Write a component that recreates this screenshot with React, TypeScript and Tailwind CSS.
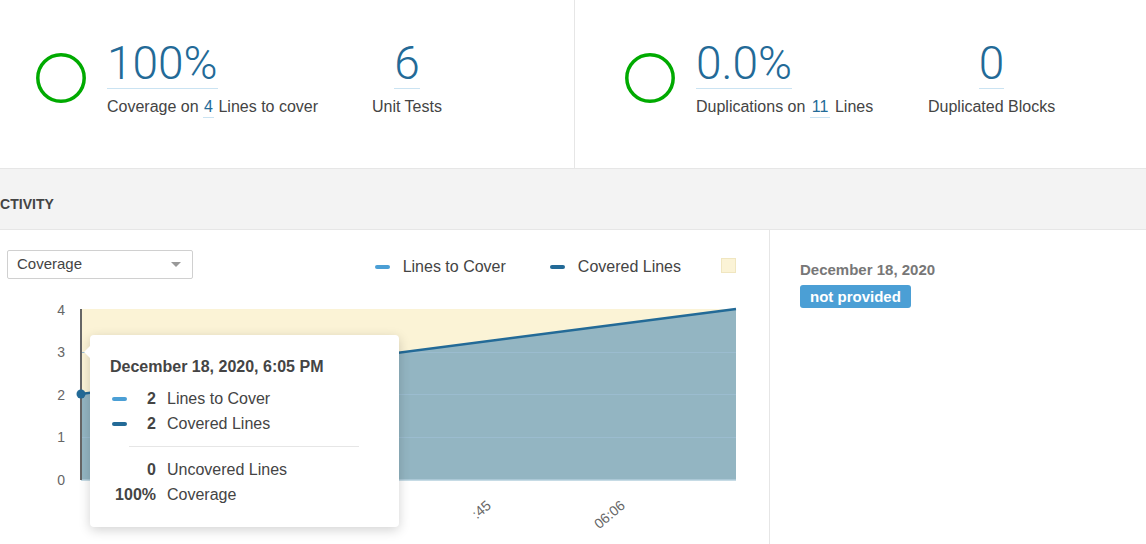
import React from "react";

function Ring() {
  return (
    <svg width="50" height="50" viewBox="0 0 50 50" className="shrink-0 mt-[13px]">
      <circle cx="25" cy="25" r="23.2" fill="none" stroke="#00aa00" strokeWidth="3.5" />
    </svg>
  );
}

function BigNum({ children }: { children: React.ReactNode }) {
  return (
    <div className="w-fit font-['Roboto',sans-serif] font-light text-[46px] leading-[46px] text-[#236a97] border-b border-[#cae3f2] pb-[2px]">
      {children}
    </div>
  );
}

function Dash({ color }: { color: string }) {
  return <span className="block w-[15px] h-[4px] rounded-[2px]" style={{ backgroundColor: color }} />;
}

export default function App() {
  const yLabels: [string, number][] = [
    ["4", 25],
    ["3", 67],
    ["2", 110],
    ["1", 152],
    ["0", 195],
  ];
  return (
    <div className="w-[1146px] h-[544px] overflow-hidden bg-white text-[#444] font-['Liberation_Sans',Arial,sans-serif]">
      {/* Top measures */}
      <div className="flex h-[169px] border-b border-[#e6e6e6]">
        <div className="w-[575px] shrink-0 border-r border-[#e6e6e6] flex items-start pt-[40px] pl-[36px]">
          <Ring />
          <div className="ml-[21px] w-[265px] shrink-0">
            <BigNum>100%</BigNum>
            <div className="mt-[8px] text-[16px] leading-[20px] whitespace-nowrap">
              Coverage on{" "}
              <span className="inline-block leading-[20px] px-[1px] text-[#236a97] border-b border-[#cae3f2]">4</span>{" "}
              Lines to cover
            </div>
          </div>
          <div className="flex flex-col items-center">
            <BigNum>6</BigNum>
            <div className="mt-[8px] text-[16px] leading-[20px] whitespace-nowrap">Unit Tests</div>
          </div>
        </div>
        <div className="flex-1 flex items-start pt-[40px] pl-[50px]">
          <Ring />
          <div className="ml-[21px] w-[232px] shrink-0">
            <BigNum>0.0%</BigNum>
            <div className="mt-[8px] text-[16px] leading-[20px] whitespace-nowrap">
              Duplications on{" "}
              <span className="inline-block leading-[20px] px-[2px] text-[#236a97] border-b border-[#cae3f2]">11</span>{" "}
              Lines
            </div>
          </div>
          <div className="flex flex-col items-center">
            <BigNum>0</BigNum>
            <div className="mt-[8px] text-[16px] leading-[20px] whitespace-nowrap">Duplicated Blocks</div>
          </div>
        </div>
      </div>

      {/* Activity header band */}
      <div className="h-[61px] bg-[#f3f3f3] border-b border-[#e6e6e6] pt-[26px]">
        <div className="-ml-[10px] text-[14px] font-bold leading-[18px] uppercase text-[#444]">Activity</div>
      </div>

      {/* Bottom */}
      <div className="flex h-[314px]">
        <div className="relative w-[770px] shrink-0 border-r border-[#e6e6e6]">
          <div className="flex items-start pt-[20px] pl-[7px] pr-[33px]">
            <div className="w-[186px] h-[29px] border border-[#d0d0d0] rounded-[2px] flex items-center pl-[9px] pr-[11px] text-[15px] text-[#444] bg-white">
              Coverage
              <span className="ml-auto w-0 h-0 border-x-[5px] border-x-transparent border-t-[5px] border-t-[#999]" />
            </div>
            <div className="ml-auto mt-[7px] flex items-center text-[16px] leading-[20px] text-[#444]">
              <Dash color="#4b9fd5" />
              <span className="ml-[13px]">Lines to Cover</span>
              <span className="ml-[44px]">
                <Dash color="#236a97" />
              </span>
              <span className="ml-[13px]">Covered Lines</span>
              <span className="ml-[40px] block w-[15px] h-[15px] bg-[#fbf3d6] border border-[#f0e6c0] -mt-[3px]" />
            </div>
          </div>

          <svg width="770" height="254" className="block mt-[11px]">
            {yLabels.map(([t, y]) => (
              <text key={t} x="65" y={y} textAnchor="end" fontSize="14" fill="#666" fontFamily="Liberation Sans, Arial, sans-serif">
                {t}
              </text>
            ))}
            <rect x="81" y="19" width="655" height="171" fill="#fbf3d6" />
            <polygon points="81,104 736,19 736,190 81,190" fill="#93b5c2" />
            <line x1="81" y1="62.5" x2="736" y2="62.5" stroke="#9bbccf" strokeWidth="1" />
            <line x1="81" y1="104.5" x2="736" y2="104.5" stroke="#9bbccf" strokeWidth="1" />
            <line x1="81" y1="147.5" x2="736" y2="147.5" stroke="#9bbccf" strokeWidth="1" />
            <line x1="81" y1="190" x2="736" y2="190" stroke="#b3cfdd" strokeWidth="1.5" />
            <line x1="81" y1="104" x2="736" y2="19" stroke="#236a97" strokeWidth="2.5" />
            <line x1="81" y1="19" x2="81" y2="190" stroke="#666" strokeWidth="2" />
            <circle cx="81" cy="104" r="4.5" fill="#236a97" />
            <text x="492" y="217" textAnchor="end" fontSize="14" fill="#666" fontFamily="Liberation Sans, Arial, sans-serif" transform="rotate(-40 492 217)">
              :45
            </text>
            <text x="626" y="217" textAnchor="end" fontSize="14" fill="#666" fontFamily="Liberation Sans, Arial, sans-serif" transform="rotate(-40 626 217)">
              06:06
            </text>
          </svg>

          {/* Tooltip */}
          <div className="absolute left-[90px] top-[105px] w-[309px] h-[192px] bg-white rounded-[4px] shadow-[0_3px_12px_rgba(0,0,0,0.18)] pt-[22px] pl-[20px]">
            <span className="absolute -left-[6px] top-[11px] w-0 h-0 border-y-[6px] border-y-transparent border-r-[6px] border-r-white" />
            <div className="text-[16px] leading-[20px] font-bold text-[#444] whitespace-nowrap">December 18, 2020, 6:05 PM</div>
            <div className="mt-[9px] ml-[2px] grid grid-cols-[44px_auto] gap-x-[11px] text-[16px] leading-[25px]">
              <div className="flex items-center justify-between">
                <Dash color="#4b9fd5" />
                <span className="font-bold">2</span>
              </div>
              <div>Lines to Cover</div>
              <div className="flex items-center justify-between">
                <Dash color="#236a97" />
                <span className="font-bold">2</span>
              </div>
              <div>Covered Lines</div>
            </div>
            <div className="mt-[10px] ml-[19px] w-[230px] h-px bg-[#e6e6e6]" />
            <div className="mt-[10px] ml-[2px] grid grid-cols-[44px_auto] gap-x-[11px] text-[16px] leading-[25px]">
              <div className="text-right font-bold">0</div>
              <div>Uncovered Lines</div>
              <div className="text-right font-bold">100%</div>
              <div>Coverage</div>
            </div>
          </div>
        </div>

        <div className="flex-1 pl-[30px] pt-[31px]">
          <div className="text-[15px] leading-[18px] font-bold text-[#777] whitespace-nowrap">December 18, 2020</div>
          <div className="mt-[6px] w-fit h-[23px] leading-[23px] px-[10px] text-[15px] font-bold text-white bg-[#4b9fd5] rounded-[3px]">
            not provided
          </div>
        </div>
      </div>
    </div>
  );
}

☆ ☆ ☆

Exclude the pictures. Write out the remaining data exactly.

Write a component that recreates this screenshot with React, TypeScript and Tailwind CSS.
import React from "react";

function Ring() {
  return (
    <svg width="50" height="50" viewBox="0 0 50 50" className="shrink-0 mt-[13px]">
      <circle cx="25" cy="25" r="23.2" fill="none" stroke="#00aa00" strokeWidth="3.5" />
    </svg>
  );
}

function BigNum({ children }: { children: React.ReactNode }) {
  return (
    <div className="w-fit font-['Roboto',sans-serif] font-light text-[46px] leading-[46px] text-[#236a97] border-b border-[#cae3f2] pb-[2px]">
      {children}
    </div>
  );
}

function Dash({ color }: { color: string }) {
  return <span className="block w-[15px] h-[4px] rounded-[2px]" style={{ backgroundColor: color }} />;
}

export default function App() {
  const yLabels: [string, number][] = [
    ["4", 25],
    ["3", 67],
    ["2", 110],
    ["1", 152],
    ["0", 195],
  ];
  return (
    <div className="w-[1146px] h-[544px] overflow-hidden bg-white text-[#444] font-['Liberation_Sans',Arial,sans-serif]">
      {/* Top measures */}
      <div className="flex h-[169px] border-b border-[#e6e6e6]">
        <div className="w-[575px] shrink-0 border-r border-[#e6e6e6] flex items-start pt-[40px] pl-[36px]">
          <Ring />
          <div className="ml-[21px] w-[265px] shrink-0">
            <BigNum>100%</BigNum>
            <div className="mt-[8px] text-[16px] leading-[20px] whitespace-nowrap">
              Coverage on{" "}
              <span className="inline-block leading-[20px] px-[1px] text-[#236a97] border-b border-[#cae3f2]">4</span>{" "}
              Lines to cover
            </div>
          </div>
          <div className="flex flex-col items-center">
            <BigNum>6</BigNum>
            <div className="mt-[8px] text-[16px] leading-[20px] whitespace-nowrap">Unit Tests</div>
          </div>
        </div>
        <div className="flex-1 flex items-start pt-[40px] pl-[50px]">
          <Ring />
          <div className="ml-[21px] w-[232px] shrink-0">
            <BigNum>0.0%</BigNum>
            <div className="mt-[8px] text-[16px] leading-[20px] whitespace-nowrap">
              Duplications on{" "}
              <span className="inline-block leading-[20px] px-[2px] text-[#236a97] border-b border-[#cae3f2]">11</span>{" "}
              Lines
            </div>
          </div>
          <div className="flex flex-col items-center">
            <BigNum>0</BigNum>
            <div className="mt-[8px] text-[16px] leading-[20px] whitespace-nowrap">Duplicated Blocks</div>
          </div>
        </div>
      </div>

      {/* Activity header band */}
      <div className="h-[61px] bg-[#f3f3f3] border-b border-[#e6e6e6] pt-[26px]">
        <div className="-ml-[10px] text-[14px] font-bold leading-[18px] uppercase text-[#444]">Activity</div>
      </div>

      {/* Bottom */}
      <div className="flex h-[314px]">
        <div className="relative w-[770px] shrink-0 border-r border-[#e6e6e6]">
          <div className="flex items-start pt-[20px] pl-[7px] pr-[33px]">
            <div className="w-[186px] h-[29px] border border-[#d0d0d0] rounded-[2px] flex items-center pl-[9px] pr-[11px] text-[15px] text-[#444] bg-white">
              Coverage
              <span className="ml-auto w-0 h-0 border-x-[5px] border-x-transparent border-t-[5px] border-t-[#999]" />
            </div>
            <div className="ml-auto mt-[7px] flex items-center text-[16px] leading-[20px] text-[#444]">
              <Dash color="#4b9fd5" />
              <span className="ml-[13px]">Lines to Cover</span>
              <span className="ml-[44px]">
                <Dash color="#236a97" />
              </span>
              <span className="ml-[13px]">Covered Lines</span>
              <span className="ml-[40px] block w-[15px] h-[15px] bg-[#fbf3d6] border border-[#f0e6c0] -mt-[3px]" />
            </div>
          </div>

          <svg width="770" height="254" className="block mt-[11px]">
            {yLabels.map(([t, y]) => (
              <text key={t} x="65" y={y} textAnchor="end" fontSize="14" fill="#666" fontFamily="Liberation Sans, Arial, sans-serif">
                {t}
              </text>
            ))}
            <rect x="81" y="19" width="655" height="171" fill="#fbf3d6" />
            <polygon points="81,104 736,19 736,190 81,190" fill="#93b5c2" />
            <line x1="81" y1="62.5" x2="736" y2="62.5" stroke="#9bbccf" strokeWidth="1" />
            <line x1="81" y1="104.5" x2="736" y2="104.5" stroke="#9bbccf" strokeWidth="1" />
            <line x1="81" y1="147.5" x2="736" y2="147.5" stroke="#9bbccf" strokeWidth="1" />
            <line x1="81" y1="190" x2="736" y2="190" stroke="#b3cfdd" strokeWidth="1.5" />
            <line x1="81" y1="104" x2="736" y2="19" stroke="#236a97" strokeWidth="2.5" />
            <line x1="81" y1="19" x2="81" y2="190" stroke="#666" strokeWidth="2" />
            <circle cx="81" cy="104" r="4.5" fill="#236a97" />
            <text x="492" y="217" textAnchor="end" fontSize="14" fill="#666" fontFamily="Liberation Sans, Arial, sans-serif" transform="rotate(-40 492 217)">
              :45
            </text>
            <text x="626" y="217" textAnchor="end" fontSize="14" fill="#666" fontFamily="Liberation Sans, Arial, sans-serif" transform="rotate(-40 626 217)">
              06:06
            </text>
          </svg>

          {/* Tooltip */}
          <div className="absolute left-[90px] top-[105px] w-[309px] h-[192px] bg-white rounded-[4px] shadow-[0_3px_12px_rgba(0,0,0,0.18)] pt-[22px] pl-[20px]">
            <span className="absolute -left-[6px] top-[11px] w-0 h-0 border-y-[6px] border-y-transparent border-r-[6px] border-r-white" />
            <div className="text-[16px] leading-[20px] font-bold text-[#444] whitespace-nowrap">December 18, 2020, 6:05 PM</div>
            <div className="mt-[9px] ml-[2px] grid grid-cols-[44px_auto] gap-x-[11px] text-[16px] leading-[25px]">
              <div className="flex items-center justify-between">
                <Dash color="#4b9fd5" />
                <span className="font-bold">2</span>
              </div>
              <div>Lines to Cover</div>
              <div className="flex items-center justify-between">
                <Dash color="#236a97" />
                <span className="font-bold">2</span>
              </div>
              <div>Covered Lines</div>
            </div>
            <div className="mt-[10px] ml-[19px] w-[230px] h-px bg-[#e6e6e6]" />
            <div className="mt-[10px] ml-[2px] grid grid-cols-[44px_auto] gap-x-[11px] text-[16px] leading-[25px]">
              <div className="text-right font-bold">0</div>
              <div>Uncovered Lines</div>
              <div className="text-right font-bold">100%</div>
              <div>Coverage</div>
            </div>
          </div>
        </div>

        <div className="flex-1 pl-[30px] pt-[31px]">
          <div className="text-[15px] leading-[18px] font-bold text-[#777] whitespace-nowrap">December 18, 2020</div>
          <div className="mt-[6px] w-fit h-[23px] leading-[23px] px-[10px] text-[15px] font-bold text-white bg-[#4b9fd5] rounded-[3px]">
            not provided
          </div>
        </div>
      </div>
    </div>
  );
}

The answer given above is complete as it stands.